The new strategy, crafted at a three-day retreat here that
ended Friday, is one sign that Republicans, battered at the polls last November and saddled with low public approval, are looking for new ways to litigate their differences with President Obama and congressional Democrats over spending and deficits.
Under the bill, Republicans will seek to raise the debt limit to allow government borrowing through mid-April — long enough, they say, to give both chambers time to pass a budget for the next fiscal year. If either chamber failed to adopt a budget by April 15, that chamber’s members would then have their congressional pay withheld.
As laid out to fellow Republicans by House Speaker John A. Boehner (Ohio) in a speech at the retreat, the goal would be to force Senate Democrats to pass a budget, something they have failed to do for more than three years. With a budget in place, he told them, Republicans would require that a longer-term increase in the debt ceiling be tied to significant spending cuts.
“We are going to pursue strategies that will obligate the Senate to finally join the House in confronting the government’s spending problem,” he said, according to excerpts from the speech that were released Friday.
As for docking the Senate’s pay if it does not adopt a budget, he said, “the principle is simple: No budget, no pay.”
The GOP’s new path is an attempt to acknowledge the reality that the party controls only the House while preserving a tactical advantage that could force long-term reductions in spending, Rep. Paul Ryan of Wisconsin told reporters Thursday.
An administration official said the White House viewed the move as a major concession by House Republicans.

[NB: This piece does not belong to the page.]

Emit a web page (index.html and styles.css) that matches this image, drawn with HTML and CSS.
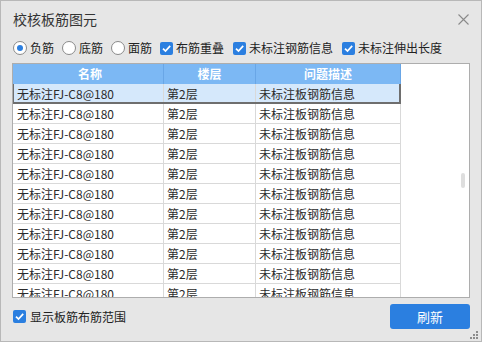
FILE: index.html
```html
<!DOCTYPE html>
<html lang="zh-CN">
<head>
    <meta charset="UTF-8">
    <title>校核板筋图元</title>
    <link rel="stylesheet" href="styles.css">
</head>
<body>
    <div class="titlebar">
        <span class="title">校核板筋图元</span>
        <svg class="close" width="11" height="11" viewBox="0 0 11 11">
            <path d="M0.5 0.5 L10.5 10.5 M10.5 0.5 L0.5 10.5" stroke="#8a8a8a" stroke-width="1.1" fill="none"/>
        </svg>
    </div>

    <div class="options">
        <label class="opt"><span class="radio on"></span>负筋</label>
        <label class="opt"><span class="radio"></span>底筋</label>
        <label class="opt"><span class="radio"></span>面筋</label>
        <label class="opt check">
            <svg class="box" width="13" height="13" viewBox="0 0 13 13"><rect width="13" height="13" rx="2" fill="#2b7fe0"/><path d="M3 6.6 L5.5 9.1 L10.2 3.9" stroke="#fff" stroke-width="1.7" fill="none"/></svg>布筋重叠
        </label>
        <label class="opt check">
            <svg class="box" width="13" height="13" viewBox="0 0 13 13"><rect width="13" height="13" rx="2" fill="#2b7fe0"/><path d="M3 6.6 L5.5 9.1 L10.2 3.9" stroke="#fff" stroke-width="1.7" fill="none"/></svg>未标注钢筋信息
        </label>
        <label class="opt check">
            <svg class="box" width="13" height="13" viewBox="0 0 13 13"><rect width="13" height="13" rx="2" fill="#2b7fe0"/><path d="M3 6.6 L5.5 9.1 L10.2 3.9" stroke="#fff" stroke-width="1.7" fill="none"/></svg>未标注伸出长度
        </label>
    </div>

    <div class="grid">
        <div class="grid-data">
            <div class="row head">
                <div class="cell">名称</div>
                <div class="cell">楼层</div>
                <div class="cell">问题描述</div>
            </div>
            <div class="row selected"><div class="cell">无标注FJ-C8@180</div><div class="cell">第2层</div><div class="cell">未标注板钢筋信息</div></div>
            <div class="row"><div class="cell">无标注FJ-C8@180</div><div class="cell">第2层</div><div class="cell">未标注板钢筋信息</div></div>
            <div class="row"><div class="cell">无标注FJ-C8@180</div><div class="cell">第2层</div><div class="cell">未标注板钢筋信息</div></div>
            <div class="row"><div class="cell">无标注FJ-C8@180</div><div class="cell">第2层</div><div class="cell">未标注板钢筋信息</div></div>
            <div class="row"><div class="cell">无标注FJ-C8@180</div><div class="cell">第2层</div><div class="cell">未标注板钢筋信息</div></div>
            <div class="row"><div class="cell">无标注FJ-C8@180</div><div class="cell">第2层</div><div class="cell">未标注板钢筋信息</div></div>
            <div class="row"><div class="cell">无标注FJ-C8@180</div><div class="cell">第2层</div><div class="cell">未标注板钢筋信息</div></div>
            <div class="row"><div class="cell">无标注FJ-C8@180</div><div class="cell">第2层</div><div class="cell">未标注板钢筋信息</div></div>
            <div class="row"><div class="cell">无标注FJ-C8@180</div><div class="cell">第2层</div><div class="cell">未标注板钢筋信息</div></div>
            <div class="row"><div class="cell">无标注FJ-C8@180</div><div class="cell">第2层</div><div class="cell">未标注板钢筋信息</div></div>
            <div class="row"><div class="cell">无标注FJ-C8@180</div><div class="cell">第2层</div><div class="cell">未标注板钢筋信息</div></div>
        </div>
        <div class="grid-rest">
            <div class="track"><div class="thumb"></div></div>
        </div>
    </div>

    <div class="footer">
        <label class="opt">
            <svg class="box" width="13" height="13" viewBox="0 0 13 13"><rect width="13" height="13" rx="2" fill="#2b7fe0"/><path d="M3 6.6 L5.5 9.1 L10.2 3.9" stroke="#fff" stroke-width="1.7" fill="none"/></svg>显示板筋布筋范围
        </label>
        <button class="refresh">刷新</button>
    </div>

    <svg class="grip" width="9" height="9" viewBox="0 0 9 9">
        <rect x="6" y="0" width="2" height="2" fill="#8c8c8c"/>
        <rect x="3" y="3" width="2" height="2" fill="#8c8c8c"/>
        <rect x="6" y="3" width="2" height="2" fill="#8c8c8c"/>
        <rect x="0" y="6" width="2" height="2" fill="#8c8c8c"/>
        <rect x="3" y="6" width="2" height="2" fill="#8c8c8c"/>
        <rect x="6" y="6" width="2" height="2" fill="#8c8c8c"/>
    </svg>
</body>
</html>
```

FILE: styles.css
```css
html, body {
    margin: 0;
    height: 100%;
}

body {
    box-sizing: border-box;
    width: 482px;
    height: 342px;
    border: 1px solid #b8b8b8;
    background: #e6e6e6;
    font-family: "Noto Sans CJK SC", sans-serif;
    font-size: 12px;
    color: #222;
    padding: 0 11px;
    position: relative;
    overflow: hidden;
}

.titlebar {
    height: 36px;
    display: flex;
    align-items: center;
    justify-content: space-between;
}

.title {
    font-size: 14px;
    color: #333;
    margin-left: 1px;
}

.close {
    margin-right: 1px;
}

.options {
    height: 16px;
    margin-top: 3px;
    display: flex;
    align-items: center;
    padding-left: 1px;
}

.opt {
    display: flex;
    align-items: center;
    gap: 3px;
    margin-right: 8px;
    line-height: 16px;
    white-space: nowrap;
}

.opt.check {
    margin-right: 9px;
}

.radio {
    box-sizing: border-box;
    width: 14px;
    height: 14px;
    border: 1px solid #8a8a8a;
    border-radius: 50%;
    background: #fff;
    display: flex;
    align-items: center;
    justify-content: center;
}

.radio.on::before {
    content: "";
    width: 6px;
    height: 6px;
    border-radius: 50%;
    background: #2b7fe0;
}

.grid {
    box-sizing: border-box;
    margin-top: 7px;
    height: 235px;
    border: 1px solid #adadad;
    background: #fff;
    display: flex;
}

.grid-data {
    width: 388px;
    overflow: hidden;
}

.row {
    display: grid;
    grid-template-columns: 151px 92px 145px;
    height: 20px;
    position: relative;
}

.cell {
    box-sizing: border-box;
    padding-left: 3px;
    line-height: 19px;
    border-right: 1px solid #d9d9d9;
    border-bottom: 1px solid #d9d9d9;
    color: #2b2b2b;
    white-space: nowrap;
    overflow: hidden;
}

.row .cell:first-child {
    padding-left: 4px;
}

.row.head {
    background: #7cb8f4;
}

.head .cell {
    text-align: center;
    padding-left: 0;
    color: #fff;
    font-weight: bold;
    line-height: 20px;
    border-bottom: none;
    border-right-color: #69a6e6;
}

.row.selected {
    background: #d5e8fb;
}

.row.selected::after {
    content: "";
    position: absolute;
    inset: 0;
    border-left: 1px solid #6e6e6e;
    border-right: 2px solid #6e6e6e;
    border-bottom: 2px solid #6e6e6e;
}

.grid-rest {
    flex: 1;
    display: flex;
    justify-content: flex-end;
}

.track {
    width: 11px;
}

.thumb {
    width: 4px;
    height: 15px;
    margin: 109px 0 0 3px;
    border-radius: 2px;
    background: #dedede;
}

.footer {
    margin-top: 6px;
    height: 25px;
    display: flex;
    align-items: center;
    justify-content: space-between;
    padding-left: 1px;
}

.footer .opt {
    gap: 4px;
}

.refresh {
    width: 80px;
    height: 25px;
    border: none;
    border-radius: 3px;
    background: #2b7fe0;
    color: #fff;
    font-family: "Noto Sans CJK SC", sans-serif;
    font-size: 13px;
    padding: 0;
}

.grip {
    position: absolute;
    right: 2px;
    bottom: 1px;
}
```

Though Obama has in the past insisted on increases of sufficient length to calm financial markets and remove any doubt about the ability of the U.S. government to pay its bills, the official said the president would accept a “clean” short-term extension that did not include cuts.
“We are encouraged that there are signs that Congressional Republicans may back off their insistence on holding our economy hostage to extract drastic cuts in Medicare, education and programs middle class families depend on,” White House press secretary Jay Carney said in a statement. “Congress must pay its bills and pass a clean debt limit increase without further delay.”
A spokesman for Senate Majority Leader Harry M. Reid (D-Nev.) said the Senate would “be happy to consider” an increase in the debt ceiling that arrives without conditions. He did not address, however, how the Senate would treat the House’s proposal to tie member pay to the passage of a budget.